In this post, I follow the standard physics convention (rather than the machine learning one) to denote a generic vector as $\underline{x}$, a scalar as $x$, and a generic tensor as $\underline{\underline{X}}$. Note that tensors are unlike matrices in linear algebra, as they can be multi-dimensional (e.g., the stress tensor in fluid mechanics has three free indices $i,j,k$).
Elementary Symbols
Two identities are important for the index notation:
The Kronecker Delta is a rank-2 symmetric tensor defined as:
$$\delta_{ij} = \begin{cases} 1 & \text{if } i = j \\ 0 & \text{if } i \neq j \end{cases}$$
The alternating unit tensor is a rank-3 antisymmetric tensor defiend as: $$ \epsilon_{ijk} = \begin{cases} 1 & \text{if } ijk = 123, 231, \text{ or } 312 \\ 0 & \text{if any two indices are the same} \\ -1 & \text{if }ijk = 132, 213, \text{ or } 321 \end{cases} $$
The delta-epsilon identity
$$\begin{align} \epsilon_{ijk}\epsilon_{ilm} = \delta_{jl}\delta_{km} - \delta_{jm}\delta_{kl} \end{align}$$
Also the conversion of indices by Kronecker Delta: $\delta_{ij} x_j = x_i$.
Tensor Arithmetic
This part is similar to what we in machine learning community are familiar with:
- Element-wise addition, multiplication, subtraction, division.
- vector inner and outer product, vector-matrix multiplication.
- Tensor-Tensor multiplication (also known as tensor product), with special case of matrix multiplication.

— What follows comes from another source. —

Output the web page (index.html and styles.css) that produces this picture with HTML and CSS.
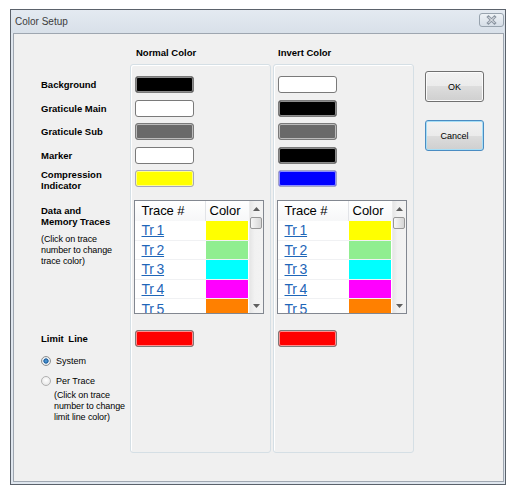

$$\begin{aligned} & b \underline{a} = \underline{c} \equiv b a_i = c_i && (\text{scalar-vector product})\\ & \underline{a}\cdot \underline{b} = c \equiv a_i b_i = b_i a_i = c && (\text{vector inner product})\\ & \underline{a} \otimes \underline{b} = \underline{\underline{c}} \equiv a_i b_j = c_{ij} && (\text{vector outer product})\\ & \underline{\underline{a}} \cdot \underline{b} = \underline{c} \equiv a_{ij} b_j = c_i && (\text{matrix vector product})\\ & \underline{\underline{a}} \cdot \underline{\underline{b}} = \underline{\underline{c}} \equiv a_{ij}b_{jk} = c_{ik} && (\text{matrix-matrix product})\\ & \underline{\underline{a}} : \underline{\underline{b}} = c \equiv a_{ij} b_{ji} = c && (\text{tensor-tensor inner product})\\ & \underline{\underline{a}} \otimes \underline{\underline{b}} = \underline{\underline{c}} \equiv a_{ij} b_{kl} = c_{ijkl} && (\text{general tensor product})\\ & \underline{a} \times \underline{b} = \underline{c} \equiv \epsilon_{ijk} a_i b_j = c_i && (\text{vector cross product} \end{aligned})$$
The tensor product scenario is the most complicated one, with rich literature in tensor analysis (we are only listing 3D case), as general tensors are defined mathematically as bilinear maps . The last one has application in calculating vortex for fluid, which has the familiar form: $(a_1, a_2, a_3) \times (b_1, b_2, b_3) = (a_2b_3 - a_3b_2, a_3b_1-a_1b_3, a_1b_2-a_2b_1)$.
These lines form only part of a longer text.